He next surrounded his cylinder by an oblong deal-box, in such a manner that the cylinder could turn water-tight in the centre of the box, while the borer was pressed against the bottom of the cylinder. The box was filled with water until the entire cylinder was covered, and then the apparatus was set in action. The temperature of the water on commencing was 60°.

“The result of this beautiful experiment,” writes Rumford, “was very striking, and the pleasure it afforded me amply repaid me for all the trouble I had had in contriving and arranging the complicated machinery used in making it.

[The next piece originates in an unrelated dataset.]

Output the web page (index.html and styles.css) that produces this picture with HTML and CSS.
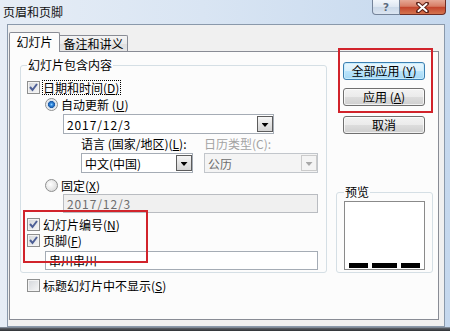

The cylinder had been in motion but a short time, when I perceived, by putting my hand into the water, and touching the outside of the cylinder, that heat was generated.

“At the end of one hour the fluid, which weighed 18.77 pounds, or two and one-half gallons, had its temperature raised forty-seven degrees, being now 107°.

“In thirty minutes more, or one hour and thirty minutes after the machinery had been set in motion, the heat of the water was 142°.

“At the end of two hours from the beginning, the temperature was 178°.

“At two hours and twenty minutes it was 200°, and at two hours and thirty minutes it actually boiled!”

“It would be difficult to describe the surprise and astonishment expressed in the countenances of the bystanders on seeing so large a quantity of water heated, and actually made to boil, without any fire. Though, there was nothing that could be considered very surprising in this matter, yet I acknowledge fairly that it afforded me a degree of childish pleasure which, were I ambitious of the reputation of a grave philosopher, I ought most certainly rather to hide than to discover.”

He then carefully estimates the quantity of heat possessed by each portion of his apparatus at the conclusion of the experiment, and, adding all together, finds a total sufficient to raise 26.58 pounds of ice-cold water to its boiling point, or through 180° Fahrenheit. By careful calculation, he finds this heat equal to that given out by the combustion of 2,303.8 grains (equal to four and eight-tenths ounces troy) of wax.

He then determines the “celerity” with which the heat was generated, summing up thus: “From the results of these computations, it appears that the quantity of heat produced equably, or in a continuous stream, if I may use the expression, by the friction of the blunt steel borer against the bottom of the hollow metallic cylinder, was greater than that produced in the combustion of nine wax-candles, each three-quarters of an inch in diameter, all burning together with clear bright flames.

“One horse would have been equal to the work performed, though two were actually employed. Heat may thus be produced merely by the strength of a horse, and, in a case of necessity, this heat might be used in cooking victuals. But no circumstances could be imagined in which this method of procuring heat would be advantageous, for more heat might be obtained by using the fodder necessary for the support of a horse as fuel.”